In her report, Hanson-Young says “evidence that the Murdoch media empire is indeed a dangerous monopoly was heard loud and clear.

“From climate-denialism to gendered, partisan attacks, and providing a platform for racism and for COVID disinformation, the impact of both concentration of media ownership and a failing regulatory system was obvious.”

Australian journalists who “produce high-quality, in-depth reporting with integrity and professionalism” were being let down by “a broken regulatory system and corporate culture inside news organisations that allows poor behaviour to flourish”.

Hanson-Young says establishment of a judicial inquiry “is a move the parliament itself can make”, but while such an inquiry could be set up without the support of the government, it would take at least a member of the government to cross the floor for a bill to pass the House of Representatives.

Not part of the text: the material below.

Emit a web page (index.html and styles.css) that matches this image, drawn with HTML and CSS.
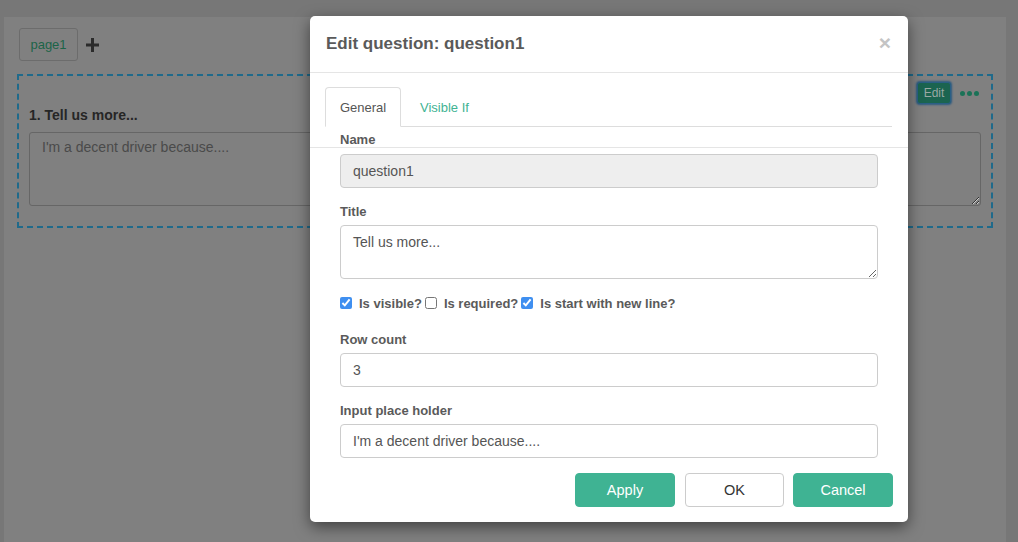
FILE: index.html
```html
<!DOCTYPE html>
<html lang="en">
<head>
<meta charset="utf-8">
<title>Edit question</title>
<link rel="stylesheet" href="styles.css">
</head>
<body>
<div class="editor">
  <div class="panel">
    <div class="pages">
      <button class="page-tab">page1</button>
      <svg class="plus" width="13" height="14" viewBox="0 0 13 14"><path d="M5 0h3v5.5h5v3H8V14H5V8.5H0v-3h5z" fill="#2b2b2b"/></svg>
    </div>
    <div class="question-box">
      <div class="q-toolbar">
        <button class="edit-btn">Edit</button>
        <span class="dots"><i></i><i></i><i></i></span>
      </div>
      <div class="q-title">1. Tell us more...</div>
      <textarea class="q-input" placeholder="I'm a decent driver because...."></textarea>
    </div>
  </div>
</div>

<div class="modal">
  <div class="modal-header">
    <h4 class="modal-title">Edit question: question1</h4>
    <span class="close">×</span>
  </div>
  <div class="tabs-wrap">
    <ul class="tabs">
      <li class="tab active">General</li>
      <li class="tab link">Visible If</li>
    </ul>
  </div>
  <div class="form">
    <div class="label first">Name</div>
    <div class="divider"></div>
    <input class="control readonly" value="question1" readonly>
    <div class="label">Title</div>
    <textarea class="control area">Tell us more...</textarea>
    <div class="checks">
      <label class="check"><input type="checkbox" checked><span>Is visible?</span></label>
      <label class="check"><input type="checkbox"><span>Is required?</span></label>
      <label class="check"><input type="checkbox" checked><span>Is start with new line?</span></label>
    </div>
    <div class="label gap">Row count</div>
    <input class="control" value="3">
    <div class="label">Input place holder</div>
    <input class="control" value="I'm a decent driver because....">
  </div>
  <div class="footer">
    <button class="btn primary">Apply</button>
    <button class="btn default">OK</button>
    <button class="btn primary cancel">Cancel</button>
  </div>
</div>
</body>
</html>
```

FILE: styles.css
```css
html, body {
  margin: 0;
  padding: 0;
}
body {
  font-family: "Liberation Sans", Arial, sans-serif;
  width: 1018px;
  height: 542px;
  overflow: hidden;
  position: relative;
  background: #777777;
}
.editor {
  height: 542px;
  box-sizing: border-box;
  padding: 17px 12px 0 4px;
  background: #777777;
}
.panel {
  height: 100%;
  box-sizing: border-box;
  background: #808080;
  padding: 11px 13px 0 13px;
}
.pages {
  display: flex;
  align-items: center;
  gap: 8px;
  padding-left: 2px;
}
.page-tab {
  height: 33px;
  width: 59px;
  box-sizing: border-box;
  border: 1px solid #6c6c6c;
  border-radius: 3px;
  background: #808080;
  color: #1c6448;
  font-family: "Liberation Sans", Arial, sans-serif;
  font-size: 13px;
  padding: 0;
}
.plus {
  display: block;
  margin-top: 1px;
}
.question-box {
  margin-top: 13px;
  height: 154px;
  box-sizing: border-box;
  border: 2px dashed #1f6a8b;
  padding: 6px 10px 20px 10px;
}
.q-toolbar {
  display: flex;
  justify-content: flex-end;
  align-items: center;
  gap: 9px;
  padding-right: 2px;
  height: 22px;
}
.edit-btn {
  width: 34px;
  height: 22px;
  box-sizing: border-box;
  border: 1px solid #2a5f86;
  box-shadow: 0 0 2px 1px #2b5a80;
  border-radius: 3px;
  background: #1b6450;
  color: #9aa8a4;
  font-family: "Liberation Sans", Arial, sans-serif;
  font-size: 12px;
  padding: 0;
}
.dots {
  display: flex;
  gap: 2px;
  margin-top: 1px;
}
.dots i {
  width: 5px;
  height: 5px;
  border-radius: 50%;
  background: #1b7257;
}
.q-title {
  margin-top: 1px;
  line-height: 20px;
  font-size: 14px;
  font-weight: bold;
  color: #262626;
}
.q-input {
  display: block;
  margin-top: 7px;
  width: 100%;
  height: 74px;
  box-sizing: border-box;
  border: 1px solid #666666;
  border-radius: 3px;
  background: #808080;
  padding: 6px 12px;
  font-family: "Liberation Sans", Arial, sans-serif;
  font-size: 14px;
  resize: vertical;
}
.q-input::placeholder {
  color: #4a4a4a;
}

/* modal (overlays the editor) */
.modal {
  position: absolute;
  left: 310px;
  top: 16px;
  width: 598px;
  height: 506px;
  box-sizing: border-box;
  background: #ffffff;
  border-radius: 5px;
  box-shadow: 0 5px 15px rgba(0, 0, 0, 0.5);
  display: flex;
  flex-direction: column;
}
.modal-header {
  height: 56px;
  box-sizing: content-box;
  border-bottom: 1px solid #e5e5e5;
  display: flex;
  align-items: center;
  justify-content: space-between;
  padding: 0 17px 0 16px;
}
.modal-title {
  margin: 0;
  font-size: 17px;
  font-weight: bold;
  color: #5a5a5a;
}
.close {
  font-size: 21px;
  font-weight: bold;
  color: #c4c4c4;
  line-height: 1;
  margin-top: -4px;
}
.tabs-wrap {
  padding: 14px 16px 0 15px;
}
.tabs {
  list-style: none;
  margin: 0;
  padding: 0;
  display: flex;
  height: 39px;
  border-bottom: 1px solid #dddddd;
}
.tab {
  height: 40px;
  box-sizing: border-box;
  display: flex;
  align-items: center;
  justify-content: center;
  font-size: 13px;
}
.tab.active {
  width: 76px;
  border: 1px solid #dddddd;
  border-bottom-color: #ffffff;
  border-radius: 4px 4px 0 0;
  color: #555555;
  background: #ffffff;
}
.tab.link {
  padding: 0 15px;
  margin-left: 4px;
  color: #3fb393;
}
.form {
  padding: 0 30px;
}
.label {
  margin-top: 16px;
  margin-bottom: 6px;
  line-height: 15px;
  font-size: 13px;
  font-weight: bold;
  color: #5a5a5a;
}
.label.first {
  margin-top: 5px;
  margin-bottom: 0;
}
.label.gap {
  margin-top: 20px;
}
.divider {
  margin: 0 -30px 6px -30px;
  border-top: 1px solid #e5e5e5;
}
.control {
  display: block;
  width: 100%;
  height: 34px;
  box-sizing: border-box;
  border: 1px solid #cccccc;
  border-radius: 4px;
  padding: 6px 12px;
  font-family: "Liberation Sans", Arial, sans-serif;
  font-size: 14px;
  color: #555555;
  background: #ffffff;
  outline: none;
}
.control.readonly {
  background: #eeeeee;
}
.control.area {
  height: 54px;
  resize: vertical;
  padding-top: 8px;
}
.checks {
  margin-top: 15px;
  height: 18px;
  display: flex;
  align-items: center;
}
.check {
  display: inline-flex;
  align-items: center;
  margin-right: 3px;
  font-size: 13px;
  font-weight: bold;
  color: #5a5a5a;
}
.check input {
  width: 12px;
  height: 12px;
  margin: 0 7px 0 0;
  accent-color: #3f8ff0;
}
.footer {
  margin-top: 15px;
  padding: 0 15px 0 0;
  display: flex;
  justify-content: flex-end;
  gap: 10px;
}
.btn {
  height: 34px;
  box-sizing: border-box;
  border-radius: 4px;
  font-family: "Liberation Sans", Arial, sans-serif;
  font-size: 14.5px;
  padding: 0;
}
.btn.primary {
  width: 100px;
  background: #3fb393;
  border: 1px solid #3fb393;
  color: #ffffff;
}
.btn.default {
  width: 99px;
  background: #ffffff;
  border: 1px solid #cccccc;
  color: #333333;
}
.btn.cancel {
  margin-left: -1px;
}
```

Comments since the report have been the predictable ones: Rudd, who now chairs a lobby group called Australians for a Murdoch Royal Commission, said the report vindicated the concerns of petitioners, claiming the report would not have happened had it not been for “ordinary Australians doing what politicians haven’t had the courage for until now – organising together to stand up to Murdoch’s media empire”.

News mastheads also carry a comment from local executive chairman Michael Miller saying that the report’s calls for “yet another expensive media inquiry and even more regulation” are not justified.

It’s a view supported unsurprisingly by federal communications minister Paul Fletcher, who said Australia was “fortunate in having a vibrant, diverse media sector” and echoed News’ own calls in saying the report’s recommendations “did not address the practical problems confronting media in Australia today”, a reference to its commercial battle against the tech giants that dominate today’s advertising market, an issue being separately addressed by the government.

Rowland’s comment that the Senate operates “as it sees fit” is not without foundation, but it was never likely that legislation criticising Australia’s dominant print publisher would get much support from the major parties – or traction in the lower house – given the influence that publisher can have on their electoral success. Which of course, is where we came in.

Senator Sarah Hanson-Young has done what the upper house supported her in doing – looking into the structural shortcomings of Australia’s media industry – and it will be up to the Senate when it resumes, to do something about it.